Finished reviewing the new implementation myself. This should be in an acceptable state for review from the core team.

I want to raise some concerns, however:

  • This new implementation, while significantly simplifying things, also adds a new setting to normalize audio. We weren't sure whether to keep that in, but it was easy enough to implement that we figured why not. I also wanted some input on Improvements for audio normalization smallketchup82/osu#1 (comment). The original implementation of this new implementation bound hitsound volume adjustment to the beatmap hitsounds setting. Meaning that the volume offset would only be applied to hitsounds if the beatmap hitsounds setting was turned on. I've decided to remove that since, to me, it didn't seem correct. But I want to let the core team call that shot. If keeping that implementation is preferred, it can be added back in.
  • The volume ceiling is... iffy. -14 LUFS makes 100% volume pleasant to listen to, but at the same time, it causes a couple of issues. A lot of players prefer their hitsounds to be louder than the music. Since 100% master volume is already at a level which is considered good/loud enough for your ears, setting music to 50% makes it really quiet.
    • My original idea to fix this was adding another setting called "volume boost" which would increase the target level from -14 to something like -10, allowing the user to increase the maximum output volume of lazer, and therefore enable them to adjust effects and music volume without it being really quiet
    • At the same time, we can just leave this as is, since there's already a setting baked in to disable normalization.
  • As stated in the new implementation's PR, a fallback volume reduction of 0.8 doesn't really match well with -14 LUFS. Turning normalization off results in your ears begging for mercy. A better value for the fallback volume reduction should probably be found.

@smallketchup82
Copy link
Contributor Author

smallketchup82 commented May 22, 2024

Here's an updated video demonstrating normalization in various different scenarios (since its rather hard to test, I figured making this video would be useful to an extent). I would highly recommend making sure that your system volume is at a comfortable level, then watching the video at maximum volume (for the video, not system). This is to give you a feel of what -14 LUFS actually feels like, and what the global reduction feels like in comparison.

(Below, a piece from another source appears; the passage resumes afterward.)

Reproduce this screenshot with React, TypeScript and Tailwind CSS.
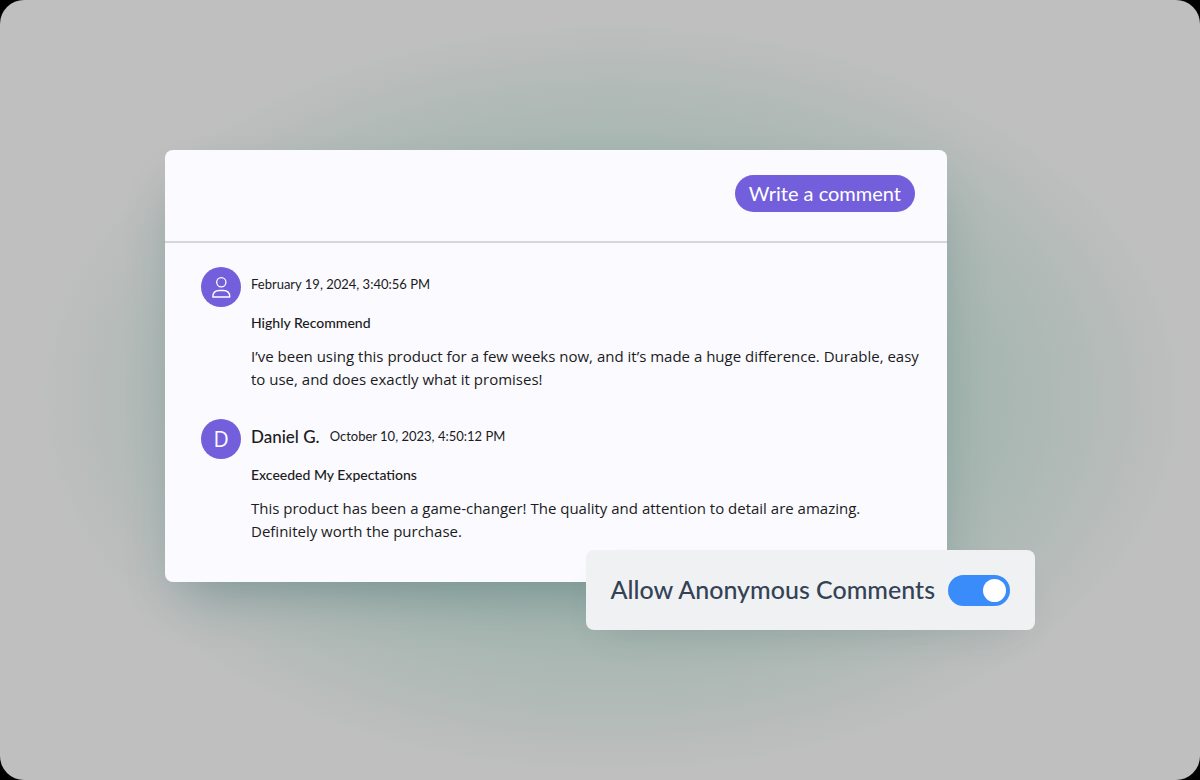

I threw it together in 20 minutes in premiere pro, so the quality is horrible (sorry lol)

Audio.Normalization.Demo.reencoded.mp4

@nekodex
Copy link
Contributor

nekodex commented May 22, 2024

Lemme just state up front that I've not looked at or reviewed the code, so take that into account when reading my feedback.

I also wanted some input on Improvements for audio normalization smallketchup82/osu#1 (comment). The original implementation of this new implementation bound hitsound volume adjustment to the beatmap hitsounds setting. Meaning that the volume offset would only be applied to hitsounds if the beatmap hitsounds setting was turned on. I've decided to remove that since, to me, it didn't seem correct. But I want to let the core team call that shot. If keeping that implementation is preferred, it can be added back in.

Hmm after giving this some more thought, I'm not 100% sure.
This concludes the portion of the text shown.